## BEGIN GIVEN DATA
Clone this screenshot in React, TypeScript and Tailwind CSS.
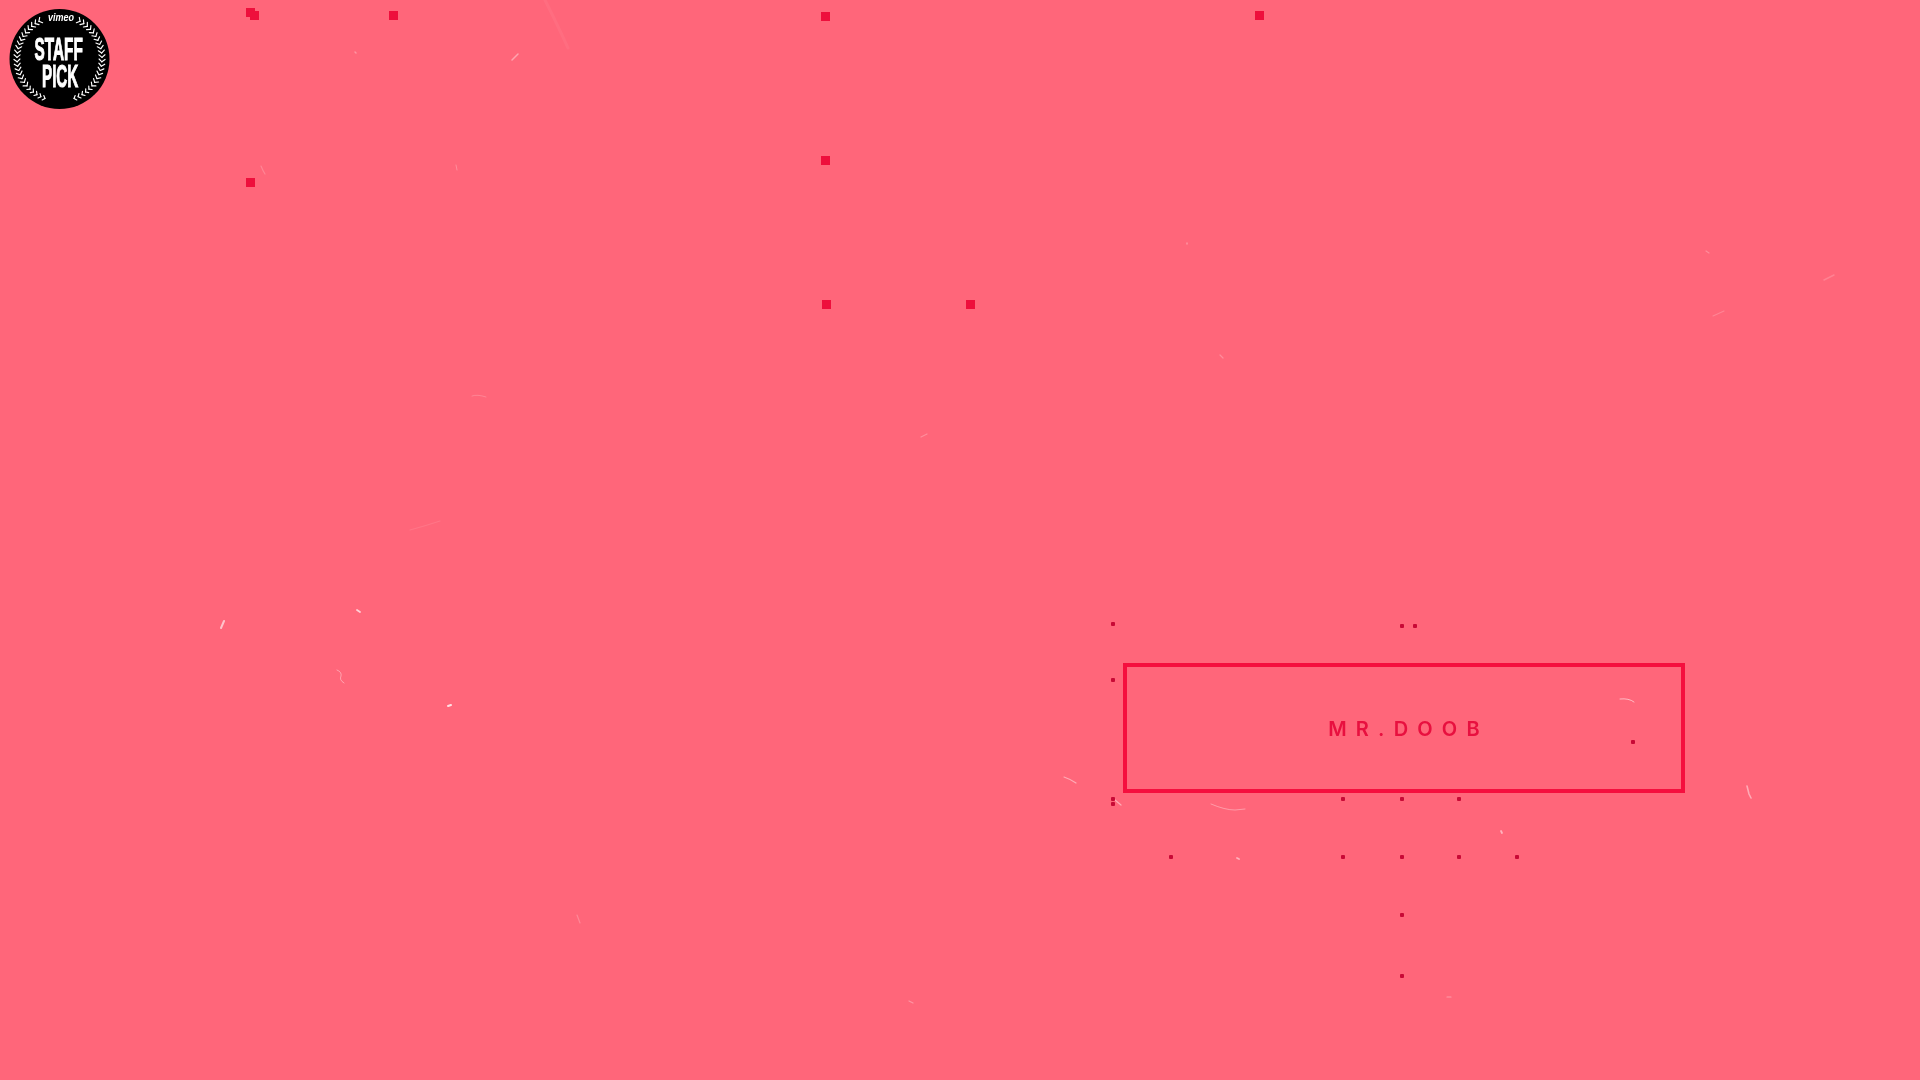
const bigSquares: string[] = [
  "left-[246px] top-[8px]",
  "left-[250px] top-[11px]",
  "left-[389px] top-[11px]",
  "left-[821px] top-[12px]",
  "left-[1255px] top-[11px]",
  "left-[246px] top-[178px]",
  "left-[821px] top-[156px]",
  "left-[822px] top-[300px]",
  "left-[966px] top-[300px]",
];

const dots: string[] = [
  "left-[1111px] top-[622px]",
  "left-[1111px] top-[678px]",
  "left-[1111px] top-[797px]",
  "left-[1111px] top-[802px]",
  "left-[1400px] top-[624px]",
  "left-[1413px] top-[624px]",
  "left-[1341px] top-[797px]",
  "left-[1400px] top-[797px]",
  "left-[1457px] top-[797px]",
  "left-[1169px] top-[855px]",
  "left-[1341px] top-[855px]",
  "left-[1400px] top-[855px]",
  "left-[1457px] top-[855px]",
  "left-[1515px] top-[855px]",
  "left-[1400px] top-[913px]",
  "left-[1400px] top-[974px]",
  "left-[1631px] top-[740px]",
];

const specks: { d: string; o: number; w: number }[] = [
  { d: "M512 60 L518 54", o: 0.4, w: 1.5 },
  { d: "M456 165 L457 170", o: 0.25, w: 1 },
  { d: "M261 166 Q263 171 265 174", o: 0.2, w: 1.2 },
  { d: "M221 628 L224 621", o: 0.6, w: 2 },
  { d: "M357 610 L360 612", o: 0.7, w: 1.8 },
  { d: "M337 670 Q342 672 341 676 Q339 680 344 683", o: 0.4, w: 1 },
  { d: "M448 706 L451 705", o: 0.8, w: 2 },
  { d: "M472 396 Q477 394 486 397", o: 0.2, w: 1 },
  { d: "M921 437 L927 434", o: 0.25, w: 1.2 },
  { d: "M1713 316 L1724 311", o: 0.2, w: 1.2 },
  { d: "M1824 280 L1834 275", o: 0.18, w: 1.5 },
  { d: "M1064 777 Q1070 779 1076 783", o: 0.45, w: 1.2 },
  { d: "M1211 804 Q1225 810 1235 810 L1245 809", o: 0.35, w: 1 },
  { d: "M1115 800 L1121 805", o: 0.45, w: 1.2 },
  { d: "M1747 786 L1749 794 L1751 798", o: 0.45, w: 1.6 },
  { d: "M1620 699 Q1629 698 1634 702", o: 0.55, w: 1 },
  { d: "M577 915 L580 923", o: 0.22, w: 1.2 },
  { d: "M909 1001 L913 1003", o: 0.3, w: 1.2 },
  { d: "M1501 831 L1502 833", o: 0.5, w: 1.8 },
  { d: "M1237 858 L1239 859", o: 0.5, w: 1.8 },
  { d: "M1447 997 L1451 997", o: 0.35, w: 1.2 },
  { d: "M1220 355 L1223 358", o: 0.25, w: 1.2 },
  { d: "M1706 251 L1709 253", o: 0.25, w: 1.2 },
  { d: "M1187 243 L1187 244", o: 0.3, w: 1.5 },
  { d: "M410 530 Q425 526 440 521", o: 0.1, w: 1.2 },
  { d: "M355 52 L356 53", o: 0.3, w: 1.5 },
  { d: "M545 0 Q560 30 568 48", o: 0.05, w: 3 },
];

function Leaves() {
  const cx = 59.5;
  const cy = 58.5;
  const r = 42.5;
  const items = [];
  const n = 23;
  for (let i = 0; i < n; i++) {
    const phi = ((29 + (i * 131) / (n - 1)) * Math.PI) / 180;
    const s = i > n - 6 ? 0.8 : 1;
    for (const side of [-1, 1]) {
      const x = cx + side * r * Math.sin(phi);
      const y = cy - r * Math.cos(phi);
      const tx = side * Math.cos(phi);
      const ty = Math.sin(phi);
      const nx = -ty;
      const ny = tx;
      for (const k of [-1, 1]) {
        const ex = x - tx * 2.6 * s + nx * k * 3 * s;
        const ey = y - ty * 2.6 * s + ny * k * 3 * s;
        items.push(
          <line
            key={`${i}-${side}-${k}`}
            x1={x}
            y1={y}
            x2={ex}
            y2={ey}
            stroke="#ffffff"
            strokeWidth={1.15}
            strokeLinecap="round"
          />,
        );
      }
    }
  }
  return <g>{items}</g>;
}

function Badge() {
  const font = "font-['Liberation_Sans',sans-serif]";
  return (
    <svg className="absolute left-0 top-0 blur-[0.35px]" width="120" height="120" viewBox="0 0 120 120">
      <circle cx="59.5" cy="59" r="50" fill="#000000" />
      <Leaves />
      <text transform="translate(48 21) scale(0.9 1)" fill="#ffffff" fontSize="10" fontWeight="700" fontStyle="italic" className={font}>
        vimeo
      </text>
      <text transform="translate(34.5 59.5) scale(0.495 1)" fill="#ffffff" stroke="#ffffff" strokeWidth="1.1" fontSize="31" fontWeight="700" className={font}>
        STAFF
      </text>
      <text transform="translate(42 86.5) scale(0.49 1)" fill="#ffffff" stroke="#ffffff" strokeWidth="1.1" fontSize="31" fontWeight="700" className={font}>
        PICK
      </text>
    </svg>
  );
}

export default function App() {
  return (
    <div className="relative h-[1080px] w-[1920px] overflow-hidden bg-[#ff667a]">
      <svg className="absolute left-0 top-0 blur-[0.4px]" width="1920" height="1080" viewBox="0 0 1920 1080" fill="none">
        {specks.map((s, i) => (
          <path key={i} d={s.d} stroke="#ffffff" strokeOpacity={s.o} strokeWidth={s.w} strokeLinecap="round" />
        ))}
      </svg>

      <Badge />

      {bigSquares.map((c, i) => (
        <div key={i} className={`absolute h-[9px] w-[9px] bg-[#ee0f3c] blur-[0.4px] ${c}`} />
      ))}

      {dots.map((c, i) => (
        <div key={i} className={`absolute h-[4px] w-[4px] rounded-[1px] bg-[#c80a36] blur-[0.3px] ${c}`} />
      ))}

      <div className="absolute left-[1123px] top-[663px] flex h-[130px] w-[562px] items-center justify-center border-4 border-[#f50f3e] blur-[0.3px]">
        <span className="ml-[9px] mt-[2px] font-['Inter',sans-serif] text-[20px] font-semibold leading-none tracking-[0.46em] text-[#e8103f] blur-[0.3px]">
          MR.DOOB
        </span>
      </div>
    </div>
  );
}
## END GIVEN DATA
WHAT NEEDS TO BE DONE → Skip the images and write out the rest of the listing exactly.

OUTPUT →
Clone this screenshot in React, TypeScript and Tailwind CSS.
const bigSquares: string[] = [
  "left-[246px] top-[8px]",
  "left-[250px] top-[11px]",
  "left-[389px] top-[11px]",
  "left-[821px] top-[12px]",
  "left-[1255px] top-[11px]",
  "left-[246px] top-[178px]",
  "left-[821px] top-[156px]",
  "left-[822px] top-[300px]",
  "left-[966px] top-[300px]",
];

const dots: string[] = [
  "left-[1111px] top-[622px]",
  "left-[1111px] top-[678px]",
  "left-[1111px] top-[797px]",
  "left-[1111px] top-[802px]",
  "left-[1400px] top-[624px]",
  "left-[1413px] top-[624px]",
  "left-[1341px] top-[797px]",
  "left-[1400px] top-[797px]",
  "left-[1457px] top-[797px]",
  "left-[1169px] top-[855px]",
  "left-[1341px] top-[855px]",
  "left-[1400px] top-[855px]",
  "left-[1457px] top-[855px]",
  "left-[1515px] top-[855px]",
  "left-[1400px] top-[913px]",
  "left-[1400px] top-[974px]",
  "left-[1631px] top-[740px]",
];

const specks: { d: string; o: number; w: number }[] = [
  { d: "M512 60 L518 54", o: 0.4, w: 1.5 },
  { d: "M456 165 L457 170", o: 0.25, w: 1 },
  { d: "M261 166 Q263 171 265 174", o: 0.2, w: 1.2 },
  { d: "M221 628 L224 621", o: 0.6, w: 2 },
  { d: "M357 610 L360 612", o: 0.7, w: 1.8 },
  { d: "M337 670 Q342 672 341 676 Q339 680 344 683", o: 0.4, w: 1 },
  { d: "M448 706 L451 705", o: 0.8, w: 2 },
  { d: "M472 396 Q477 394 486 397", o: 0.2, w: 1 },
  { d: "M921 437 L927 434", o: 0.25, w: 1.2 },
  { d: "M1713 316 L1724 311", o: 0.2, w: 1.2 },
  { d: "M1824 280 L1834 275", o: 0.18, w: 1.5 },
  { d: "M1064 777 Q1070 779 1076 783", o: 0.45, w: 1.2 },
  { d: "M1211 804 Q1225 810 1235 810 L1245 809", o: 0.35, w: 1 },
  { d: "M1115 800 L1121 805", o: 0.45, w: 1.2 },
  { d: "M1747 786 L1749 794 L1751 798", o: 0.45, w: 1.6 },
  { d: "M1620 699 Q1629 698 1634 702", o: 0.55, w: 1 },
  { d: "M577 915 L580 923", o: 0.22, w: 1.2 },
  { d: "M909 1001 L913 1003", o: 0.3, w: 1.2 },
  { d: "M1501 831 L1502 833", o: 0.5, w: 1.8 },
  { d: "M1237 858 L1239 859", o: 0.5, w: 1.8 },
  { d: "M1447 997 L1451 997", o: 0.35, w: 1.2 },
  { d: "M1220 355 L1223 358", o: 0.25, w: 1.2 },
  { d: "M1706 251 L1709 253", o: 0.25, w: 1.2 },
  { d: "M1187 243 L1187 244", o: 0.3, w: 1.5 },
  { d: "M410 530 Q425 526 440 521", o: 0.1, w: 1.2 },
  { d: "M355 52 L356 53", o: 0.3, w: 1.5 },
  { d: "M545 0 Q560 30 568 48", o: 0.05, w: 3 },
];

function Leaves() {
  const cx = 59.5;
  const cy = 58.5;
  const r = 42.5;
  const items = [];
  const n = 23;
  for (let i = 0; i < n; i++) {
    const phi = ((29 + (i * 131) / (n - 1)) * Math.PI) / 180;
    const s = i > n - 6 ? 0.8 : 1;
    for (const side of [-1, 1]) {
      const x = cx + side * r * Math.sin(phi);
      const y = cy - r * Math.cos(phi);
      const tx = side * Math.cos(phi);
      const ty = Math.sin(phi);
      const nx = -ty;
      const ny = tx;
      for (const k of [-1, 1]) {
        const ex = x - tx * 2.6 * s + nx * k * 3 * s;
        const ey = y - ty * 2.6 * s + ny * k * 3 * s;
        items.push(
          <line
            key={`${i}-${side}-${k}`}
            x1={x}
            y1={y}
            x2={ex}
            y2={ey}
            stroke="#ffffff"
            strokeWidth={1.15}
            strokeLinecap="round"
          />,
        );
      }
    }
  }
  return <g>{items}</g>;
}

function Badge() {
  const font = "font-['Liberation_Sans',sans-serif]";
  return (
    <svg className="absolute left-0 top-0 blur-[0.35px]" width="120" height="120" viewBox="0 0 120 120">
      <circle cx="59.5" cy="59" r="50" fill="#000000" />
      <Leaves />
      <text transform="translate(48 21) scale(0.9 1)" fill="#ffffff" fontSize="10" fontWeight="700" fontStyle="italic" className={font}>
        vimeo
      </text>
      <text transform="translate(34.5 59.5) scale(0.495 1)" fill="#ffffff" stroke="#ffffff" strokeWidth="1.1" fontSize="31" fontWeight="700" className={font}>
        STAFF
      </text>
      <text transform="translate(42 86.5) scale(0.49 1)" fill="#ffffff" stroke="#ffffff" strokeWidth="1.1" fontSize="31" fontWeight="700" className={font}>
        PICK
      </text>
    </svg>
  );
}

export default function App() {
  return (
    <div className="relative h-[1080px] w-[1920px] overflow-hidden bg-[#ff667a]">
      <svg className="absolute left-0 top-0 blur-[0.4px]" width="1920" height="1080" viewBox="0 0 1920 1080" fill="none">
        {specks.map((s, i) => (
          <path key={i} d={s.d} stroke="#ffffff" strokeOpacity={s.o} strokeWidth={s.w} strokeLinecap="round" />
        ))}
      </svg>

      <Badge />

      {bigSquares.map((c, i) => (
        <div key={i} className={`absolute h-[9px] w-[9px] bg-[#ee0f3c] blur-[0.4px] ${c}`} />
      ))}

      {dots.map((c, i) => (
        <div key={i} className={`absolute h-[4px] w-[4px] rounded-[1px] bg-[#c80a36] blur-[0.3px] ${c}`} />
      ))}

      <div className="absolute left-[1123px] top-[663px] flex h-[130px] w-[562px] items-center justify-center border-4 border-[#f50f3e] blur-[0.3px]">
        <span className="ml-[9px] mt-[2px] font-['Inter',sans-serif] text-[20px] font-semibold leading-none tracking-[0.46em] text-[#e8103f] blur-[0.3px]">
          MR.DOOB
        </span>
      </div>
    </div>
  );
}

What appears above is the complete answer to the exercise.